By Heather Brunskell-Evans
In a ‘voice piece’ published on the 11th June in the Independent, Molly Smith suggests that the safety of “sex workers” can only be guaranteed through full decriminalisation of all laws relating to prostitution. She alleges that whenever there are laws criminalising prostitution, a misogynistic state and police brutality stigmatise and victimize women. She suggests her own views are universally held by all women “working” in the sex-trade by describing an event on the 10th of June when, on the steps of New York’s City Hall, campaigners unveiled a proposal for the decriminalisation of prostitution in New York. At a New York press conference, speakers emphasised their proposal is not only about women’s “safety from criminalisation, but also about economic justice. It is about supporting New Yorkers to work in safety, regardless of where or how they work”.
Smith omits to tell us of the equally passionate voices of campaigners three months earlier on 11th March where, on the very same steps of New York’s City Hall, women with experience of the sex-trade, many of whom are Black or ethnic minority, protested, alongside their supporters, that full decriminalisation is not a solution to the dangers of prostitution or of economic injustice to women. I know this because I was there!
At that event, women who had been prostituted described their experiences as a violation of their human rights when they were already vulnerable because of sexist, economic and racial injustices. Prostitution is not work like any other but, in contrast, is inherently abusive, dangerous and violent. Decriminalisation not only exacerbates the sexual violence inherent in the sex trade but normalises it. Speakers insisted that decriminalisation is, in effect, a pimp’s charter which licenses men, without sanction, to dehumanize women by buying and exchanging them as commodities in the market place. The model of safety advocated on the steps of New York’s City Hall was End Demand, encapsulated by The Nordic Model.
It is understandable that Smith doesn’t refer to evidence which contradicts the alleged global unity of the “sex worker” plea for decriminalisation since her article is polemical and has no intention of displaying journalistic balance. But what she can’t do, in my view, is tell untruths and get away with it.

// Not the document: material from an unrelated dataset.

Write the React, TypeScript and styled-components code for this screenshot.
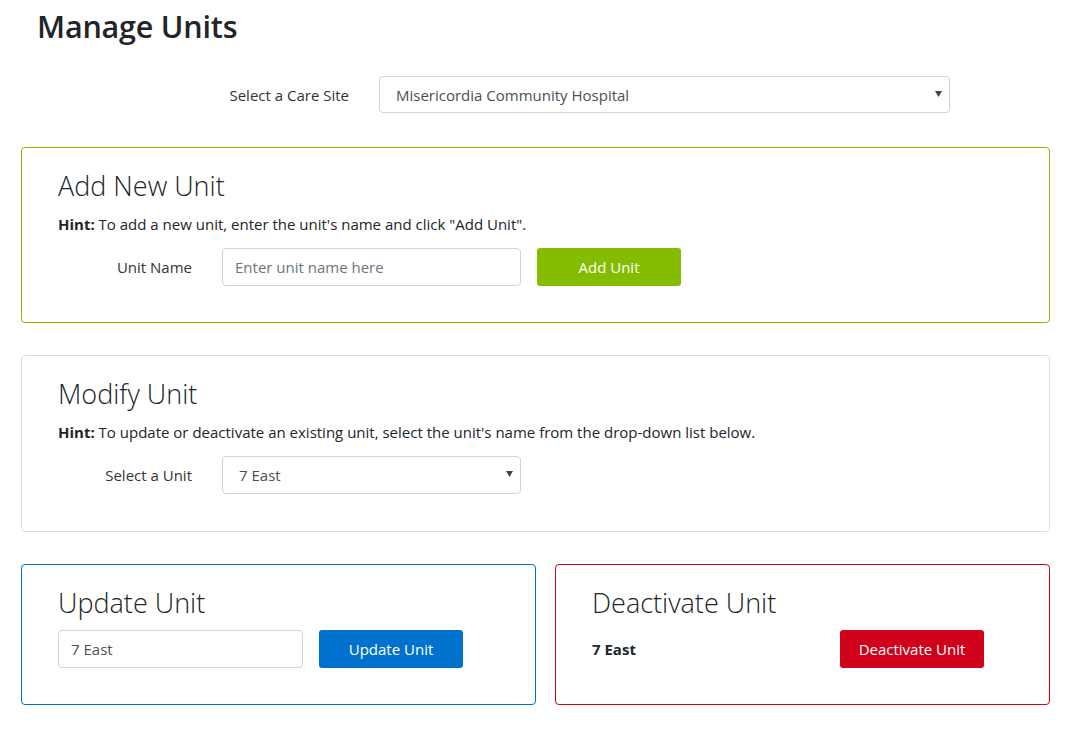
import React from 'react';
import styled, { createGlobalStyle } from 'styled-components';

const GlobalStyle = createGlobalStyle`
  body {
    margin: 0;
    background: #fff;
    font-family: "Open Sans", "Noto Sans", sans-serif;
    color: #212529;
  }
  * { box-sizing: border-box; }
`;

const Page = styled.div`
  padding: 0 27px 30px 21px;
`;

const PageTitle = styled.h1`
  margin: 6px 0 30px 16px;
  font-size: 30.5px;
  line-height: 40px;
  font-weight: 600;
  color: #212529;
  letter-spacing: -0.2px;
`;

const SiteRow = styled.div`
  display: grid;
  grid-template-columns: 328px 571px;
  column-gap: 30px;
  align-items: center;
  margin-bottom: 34px;
`;

const Label = styled.label`
  font-size: 15px;
  color: #333;
  text-align: right;
`;

const Card = styled.section<{ $accent: string; $pb?: number }>`
  border: 1px solid ${(p) => p.$accent};
  border-radius: 4px;
  padding: 22px 36px ${(p) => p.$pb ?? 36}px;
  margin-bottom: 32px;
`;

const CardTitle = styled.h2<{ $tight?: boolean }>`
  margin: 0 0 ${(p) => (p.$tight ? '11px' : '12px')};
  font-size: 27px;
  line-height: 32px;
  font-weight: 300;
  color: #212529;
`;

const Hint = styled.p`
  margin: 0 0 14px;
  font-size: 15px;
  line-height: 20px;
  color: #212529;

  strong { font-weight: 700; }
`;

const FormRow = styled.div`
  display: grid;
  grid-template-columns: 134px 299px 144px;
  column-gap: 30px;
  align-items: center;

  & > :nth-child(3) { margin-left: -14px; }
`;

const Input = styled.input`
  width: 100%;
  height: 38px;
  padding: 0 12px;
  border: 1px solid #ced4da;
  border-radius: 4px;
  font-family: inherit;
  font-size: 15px;
  color: #495057;
  outline: none;

  &::placeholder { color: #6c757d; }
`;

const SelectWrap = styled.div`
  position: relative;
  width: 100%;
`;

const Select = styled.select<{ $h: number }>`
  width: 100%;
  height: ${(p) => p.$h}px;
  padding: 0 28px 0 16px;
  border: 1px solid #ced4da;
  border-radius: 4px;
  background: #fff;
  font-family: inherit;
  font-size: 15px;
  color: #495057;
  appearance: none;
  -webkit-appearance: none;
  outline: none;
`;

const Caret = styled.svg`
  position: absolute;
  right: 8px;
  top: 50%;
  margin-top: -4px;
  pointer-events: none;
`;

const Button = styled.button<{ $bg: string }>`
  height: 38px;
  width: 144px;
  border: none;
  border-radius: 3px;
  background: ${(p) => p.$bg};
  color: #fff;
  font-family: inherit;
  font-size: 15px;
  cursor: pointer;
`;

const Split = styled.div`
  display: grid;
  grid-template-columns: 515px 495px;
  column-gap: 19px;

  & > section { margin-bottom: 0; }
`;

const ActionRow = styled.div<{ $first: number }>`
  display: grid;
  grid-template-columns: ${(p) => p.$first}px 144px;
  column-gap: 16px;
  align-items: center;
`;

const UnitName = styled.span`
  font-size: 15px;
  font-weight: 700;
  color: #212529;
`;

const CaretIcon = () => (
  <Caret width="7" height="6" viewBox="0 0 7 6">
    <path d="M0 0 H7 L3.5 6 Z" fill="#444" />
  </Caret>
);

const DropDown: React.FC<{ value: string; h: number }> = ({ value, h }) => (
  <SelectWrap>
    <Select $h={h} defaultValue={value}>
      <option>{value}</option>
    </Select>
    <CaretIcon />
  </SelectWrap>
);

const App: React.FC = () => {
  return (
    <>
      <GlobalStyle />
      <Page>
        <PageTitle>Manage Units</PageTitle>

        <SiteRow>
          <Label>Select a Care Site</Label>
          <DropDown value="Misericordia Community Hospital" h={37} />
        </SiteRow>

        <Card $accent="#84bd00">
          <CardTitle>Add New Unit</CardTitle>
          <Hint>
            <strong>Hint:</strong> To add a new unit, enter the unit's name and click "Add Unit".
          </Hint>
          <FormRow>
            <Label>Unit Name</Label>
            <Input placeholder="Enter unit name here" />
            <Button $bg="#84bd00">Add Unit</Button>
          </FormRow>
        </Card>

        <Card $accent="#dedede" $pb={37}>
          <CardTitle>Modify Unit</CardTitle>
          <Hint>
            <strong>Hint:</strong> To update or deactivate an existing unit, select the unit's name from the drop-down list below.
          </Hint>
          <FormRow>
            <Label>Select a Unit</Label>
            <DropDown value="7 East" h={38} />
          </FormRow>
        </Card>

        <Split>
          <Card $accent="#0072ce">
            <CardTitle $tight>Update Unit</CardTitle>
            <ActionRow $first={245}>
              <Input defaultValue="7 East" />
              <Button $bg="#0072ce">Update Unit</Button>
            </ActionRow>
          </Card>
          <Card $accent="#d0021b">
            <CardTitle $tight>Deactivate Unit</CardTitle>
            <ActionRow $first={232}>
              <UnitName>7 East</UnitName>
              <Button $bg="#d0021b">Deactivate Unit</Button>
            </ActionRow>
          </Card>
        </Split>
      </Page>
    </>
  );
};

export default App;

Firstly, in making her case, Smith describes the recent incarceration of two migrant women, one of whom is pregnant, in Kildare, Ireland as directly resulting from the Ireland’s adoption of the Nordic Model. Ireland, alongside Northern Ireland, France, Canada, Norway, Sweden, Iceland, and South Korea has officially adopted the Nordic Model for regulating the harms of prostitution. The Nordic model advocates partial criminalisation: the criminalisation of those paying for sex, but the decriminalisation of those selling it. Smith alleges that the direct consequence of Nordic Model however is that “working” women are punished for sharing a flat for safety reasons. She accuses Julie Bindel, in her book The Pimping of Prostitution, of “not acknowledging that the laws she advocates for criminalise sex working women”. However, Bindel cannot acknowledge the Nordic Model leads to the criminalisation of women because it specifically advocates the total decriminalisation of all women (and men) who sell sex.
Secondly, Smith argues that Bindel is presently in the Scottish parliament calling for Scotland to adopt the Nordic Model, implying that Bindel supports the Irish government’s idiosyncratic interpretation of the Nordic Model. However, the very raison d’etre of the model, as Bindel constantly repeats, is to decriminalise and de-stigmatise women.
Smith tells us there are two kinds of feminist: Nice, kind feminists who advocate total decriminalisation because they don’t want vulnerable women to go to prison; Nasty feminists like Bindel who, because of their views, would happily see vulnerable women incarcerated, even if they are migrant and pregnant. In misrepresenting the Nordic Model, and then castigating Bindel for advocating it, Smith’s allegations perform a rhetorical strategy: We are distracted from recognising the source of the violence, namely the pimps and the male buyers; The breach of women’s human rights is laid at the feet of an overarching misogynistic state in tandem with women like Bindel.
Pitting women against each other, as this voice piece does, is not progressive but an orthodox ploy that reduces any social concern for prostitution to issues of the inflated powers of the state or to a conflict between feminists. It hides in plain sight what we all know in our heart of hearts as people on the left (however ‘woke’ we imagine ourselves to be), that prostitution is a man’s game created and maintained by men for men. The Nordic Model, when fully implemented, is revolutionary since it challenges the norms and sensibilities of liberal democratic societies in 2019 which effectively still hold women, rather than men or social structures of inequality, responsible for women’s sexual, racial and economic class exploitation. This is why feminists like Bindel support it and it is disingenuous, and sometimes self-interested, to suggest otherwise.